▶ [WHAT THE TASK REQUIRES]:
Copy out every line exactly, passing over the pictures.

▶ [AVAILABLE DATA]:
^^^^^^^^

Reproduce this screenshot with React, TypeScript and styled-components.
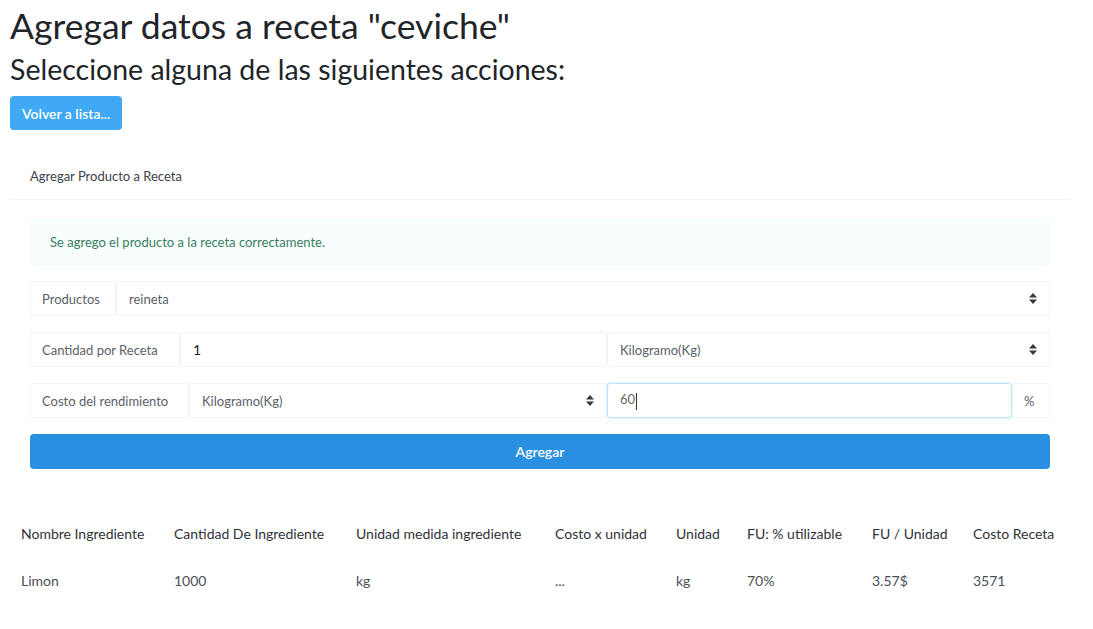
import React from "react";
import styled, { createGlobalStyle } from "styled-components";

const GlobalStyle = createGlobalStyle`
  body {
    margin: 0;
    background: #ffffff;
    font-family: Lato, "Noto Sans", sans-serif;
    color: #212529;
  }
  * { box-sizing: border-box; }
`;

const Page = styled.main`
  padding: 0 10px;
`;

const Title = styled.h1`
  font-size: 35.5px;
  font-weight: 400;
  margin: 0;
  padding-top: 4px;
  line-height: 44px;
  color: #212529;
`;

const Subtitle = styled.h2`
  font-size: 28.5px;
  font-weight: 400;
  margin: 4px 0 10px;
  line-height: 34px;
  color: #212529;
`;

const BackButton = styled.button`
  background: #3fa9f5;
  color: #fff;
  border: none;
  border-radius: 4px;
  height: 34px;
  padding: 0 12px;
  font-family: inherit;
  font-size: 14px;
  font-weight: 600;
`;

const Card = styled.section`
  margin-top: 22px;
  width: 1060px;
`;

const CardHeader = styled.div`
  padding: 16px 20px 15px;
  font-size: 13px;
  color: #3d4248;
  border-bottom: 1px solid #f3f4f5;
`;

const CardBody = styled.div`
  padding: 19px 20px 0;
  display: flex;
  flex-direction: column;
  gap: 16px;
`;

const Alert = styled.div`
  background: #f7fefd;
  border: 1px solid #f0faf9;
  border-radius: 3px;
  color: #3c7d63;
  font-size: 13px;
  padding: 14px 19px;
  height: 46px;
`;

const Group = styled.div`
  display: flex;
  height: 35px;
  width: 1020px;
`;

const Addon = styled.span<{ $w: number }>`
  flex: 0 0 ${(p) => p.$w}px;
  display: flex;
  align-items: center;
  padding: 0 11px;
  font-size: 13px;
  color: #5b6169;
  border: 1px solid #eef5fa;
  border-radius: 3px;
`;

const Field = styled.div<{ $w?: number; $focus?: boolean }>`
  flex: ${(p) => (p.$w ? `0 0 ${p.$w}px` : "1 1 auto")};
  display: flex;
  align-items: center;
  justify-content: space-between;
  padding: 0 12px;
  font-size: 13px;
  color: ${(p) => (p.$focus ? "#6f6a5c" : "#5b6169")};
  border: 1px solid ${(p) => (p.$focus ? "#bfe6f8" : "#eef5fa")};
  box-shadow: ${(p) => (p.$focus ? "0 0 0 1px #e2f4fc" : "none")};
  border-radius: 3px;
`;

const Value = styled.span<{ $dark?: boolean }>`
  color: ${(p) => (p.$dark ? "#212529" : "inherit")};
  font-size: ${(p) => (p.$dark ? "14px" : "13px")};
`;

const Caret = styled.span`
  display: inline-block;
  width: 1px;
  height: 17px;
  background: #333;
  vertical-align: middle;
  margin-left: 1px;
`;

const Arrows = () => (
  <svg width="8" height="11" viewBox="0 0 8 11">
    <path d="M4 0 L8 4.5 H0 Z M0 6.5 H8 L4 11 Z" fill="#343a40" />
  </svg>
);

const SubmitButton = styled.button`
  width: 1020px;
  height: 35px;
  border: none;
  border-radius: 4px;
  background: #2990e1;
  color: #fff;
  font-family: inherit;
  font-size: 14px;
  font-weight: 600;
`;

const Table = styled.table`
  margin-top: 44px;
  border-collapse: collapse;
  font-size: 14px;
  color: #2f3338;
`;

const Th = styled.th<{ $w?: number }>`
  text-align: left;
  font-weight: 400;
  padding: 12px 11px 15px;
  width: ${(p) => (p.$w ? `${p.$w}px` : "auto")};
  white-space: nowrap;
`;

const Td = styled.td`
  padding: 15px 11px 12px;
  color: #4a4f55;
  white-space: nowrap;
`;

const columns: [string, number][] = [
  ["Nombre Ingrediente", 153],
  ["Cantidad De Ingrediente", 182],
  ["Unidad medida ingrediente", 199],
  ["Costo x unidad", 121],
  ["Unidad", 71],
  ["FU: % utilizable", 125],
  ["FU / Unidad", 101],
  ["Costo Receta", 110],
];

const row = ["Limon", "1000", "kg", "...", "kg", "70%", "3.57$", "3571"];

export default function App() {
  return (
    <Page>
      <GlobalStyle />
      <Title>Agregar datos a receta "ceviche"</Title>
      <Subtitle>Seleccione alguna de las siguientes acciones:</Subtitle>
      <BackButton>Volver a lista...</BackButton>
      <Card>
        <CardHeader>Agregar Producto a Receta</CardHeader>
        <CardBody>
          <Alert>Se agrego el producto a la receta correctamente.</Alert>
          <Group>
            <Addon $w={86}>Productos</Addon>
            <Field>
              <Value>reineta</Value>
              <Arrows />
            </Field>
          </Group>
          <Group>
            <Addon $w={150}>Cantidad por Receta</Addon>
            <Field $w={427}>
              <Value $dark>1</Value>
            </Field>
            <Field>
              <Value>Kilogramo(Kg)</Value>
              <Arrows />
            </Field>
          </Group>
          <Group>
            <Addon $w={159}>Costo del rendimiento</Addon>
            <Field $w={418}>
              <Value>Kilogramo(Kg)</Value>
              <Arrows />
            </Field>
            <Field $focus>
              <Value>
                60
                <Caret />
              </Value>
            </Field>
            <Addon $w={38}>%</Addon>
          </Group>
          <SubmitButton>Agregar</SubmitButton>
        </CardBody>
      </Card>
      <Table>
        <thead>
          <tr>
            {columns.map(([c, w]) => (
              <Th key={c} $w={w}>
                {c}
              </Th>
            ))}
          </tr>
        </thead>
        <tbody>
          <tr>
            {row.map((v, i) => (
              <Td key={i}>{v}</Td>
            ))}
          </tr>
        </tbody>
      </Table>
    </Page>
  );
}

^^^^^^^^

▶ [FULL ANSWER]:
Reproduce this screenshot with React, TypeScript and styled-components.
import React from "react";
import styled, { createGlobalStyle } from "styled-components";

const GlobalStyle = createGlobalStyle`
  body {
    margin: 0;
    background: #ffffff;
    font-family: Lato, "Noto Sans", sans-serif;
    color: #212529;
  }
  * { box-sizing: border-box; }
`;

const Page = styled.main`
  padding: 0 10px;
`;

const Title = styled.h1`
  font-size: 35.5px;
  font-weight: 400;
  margin: 0;
  padding-top: 4px;
  line-height: 44px;
  color: #212529;
`;

const Subtitle = styled.h2`
  font-size: 28.5px;
  font-weight: 400;
  margin: 4px 0 10px;
  line-height: 34px;
  color: #212529;
`;

const BackButton = styled.button`
  background: #3fa9f5;
  color: #fff;
  border: none;
  border-radius: 4px;
  height: 34px;
  padding: 0 12px;
  font-family: inherit;
  font-size: 14px;
  font-weight: 600;
`;

const Card = styled.section`
  margin-top: 22px;
  width: 1060px;
`;

const CardHeader = styled.div`
  padding: 16px 20px 15px;
  font-size: 13px;
  color: #3d4248;
  border-bottom: 1px solid #f3f4f5;
`;

const CardBody = styled.div`
  padding: 19px 20px 0;
  display: flex;
  flex-direction: column;
  gap: 16px;
`;

const Alert = styled.div`
  background: #f7fefd;
  border: 1px solid #f0faf9;
  border-radius: 3px;
  color: #3c7d63;
  font-size: 13px;
  padding: 14px 19px;
  height: 46px;
`;

const Group = styled.div`
  display: flex;
  height: 35px;
  width: 1020px;
`;

const Addon = styled.span<{ $w: number }>`
  flex: 0 0 ${(p) => p.$w}px;
  display: flex;
  align-items: center;
  padding: 0 11px;
  font-size: 13px;
  color: #5b6169;
  border: 1px solid #eef5fa;
  border-radius: 3px;
`;

const Field = styled.div<{ $w?: number; $focus?: boolean }>`
  flex: ${(p) => (p.$w ? `0 0 ${p.$w}px` : "1 1 auto")};
  display: flex;
  align-items: center;
  justify-content: space-between;
  padding: 0 12px;
  font-size: 13px;
  color: ${(p) => (p.$focus ? "#6f6a5c" : "#5b6169")};
  border: 1px solid ${(p) => (p.$focus ? "#bfe6f8" : "#eef5fa")};
  box-shadow: ${(p) => (p.$focus ? "0 0 0 1px #e2f4fc" : "none")};
  border-radius: 3px;
`;

const Value = styled.span<{ $dark?: boolean }>`
  color: ${(p) => (p.$dark ? "#212529" : "inherit")};
  font-size: ${(p) => (p.$dark ? "14px" : "13px")};
`;

const Caret = styled.span`
  display: inline-block;
  width: 1px;
  height: 17px;
  background: #333;
  vertical-align: middle;
  margin-left: 1px;
`;

const Arrows = () => (
  <svg width="8" height="11" viewBox="0 0 8 11">
    <path d="M4 0 L8 4.5 H0 Z M0 6.5 H8 L4 11 Z" fill="#343a40" />
  </svg>
);

const SubmitButton = styled.button`
  width: 1020px;
  height: 35px;
  border: none;
  border-radius: 4px;
  background: #2990e1;
  color: #fff;
  font-family: inherit;
  font-size: 14px;
  font-weight: 600;
`;

const Table = styled.table`
  margin-top: 44px;
  border-collapse: collapse;
  font-size: 14px;
  color: #2f3338;
`;

const Th = styled.th<{ $w?: number }>`
  text-align: left;
  font-weight: 400;
  padding: 12px 11px 15px;
  width: ${(p) => (p.$w ? `${p.$w}px` : "auto")};
  white-space: nowrap;
`;

const Td = styled.td`
  padding: 15px 11px 12px;
  color: #4a4f55;
  white-space: nowrap;
`;

const columns: [string, number][] = [
  ["Nombre Ingrediente", 153],
  ["Cantidad De Ingrediente", 182],
  ["Unidad medida ingrediente", 199],
  ["Costo x unidad", 121],
  ["Unidad", 71],
  ["FU: % utilizable", 125],
  ["FU / Unidad", 101],
  ["Costo Receta", 110],
];

const row = ["Limon", "1000", "kg", "...", "kg", "70%", "3.57$", "3571"];

export default function App() {
  return (
    <Page>
      <GlobalStyle />
      <Title>Agregar datos a receta "ceviche"</Title>
      <Subtitle>Seleccione alguna de las siguientes acciones:</Subtitle>
      <BackButton>Volver a lista...</BackButton>
      <Card>
        <CardHeader>Agregar Producto a Receta</CardHeader>
        <CardBody>
          <Alert>Se agrego el producto a la receta correctamente.</Alert>
          <Group>
            <Addon $w={86}>Productos</Addon>
            <Field>
              <Value>reineta</Value>
              <Arrows />
            </Field>
          </Group>
          <Group>
            <Addon $w={150}>Cantidad por Receta</Addon>
            <Field $w={427}>
              <Value $dark>1</Value>
            </Field>
            <Field>
              <Value>Kilogramo(Kg)</Value>
              <Arrows />
            </Field>
          </Group>
          <Group>
            <Addon $w={159}>Costo del rendimiento</Addon>
            <Field $w={418}>
              <Value>Kilogramo(Kg)</Value>
              <Arrows />
            </Field>
            <Field $focus>
              <Value>
                60
                <Caret />
              </Value>
            </Field>
            <Addon $w={38}>%</Addon>
          </Group>
          <SubmitButton>Agregar</SubmitButton>
        </CardBody>
      </Card>
      <Table>
        <thead>
          <tr>
            {columns.map(([c, w]) => (
              <Th key={c} $w={w}>
                {c}
              </Th>
            ))}
          </tr>
        </thead>
        <tbody>
          <tr>
            {row.map((v, i) => (
              <Td key={i}>{v}</Td>
            ))}
          </tr>
        </tbody>
      </Table>
    </Page>
  );
}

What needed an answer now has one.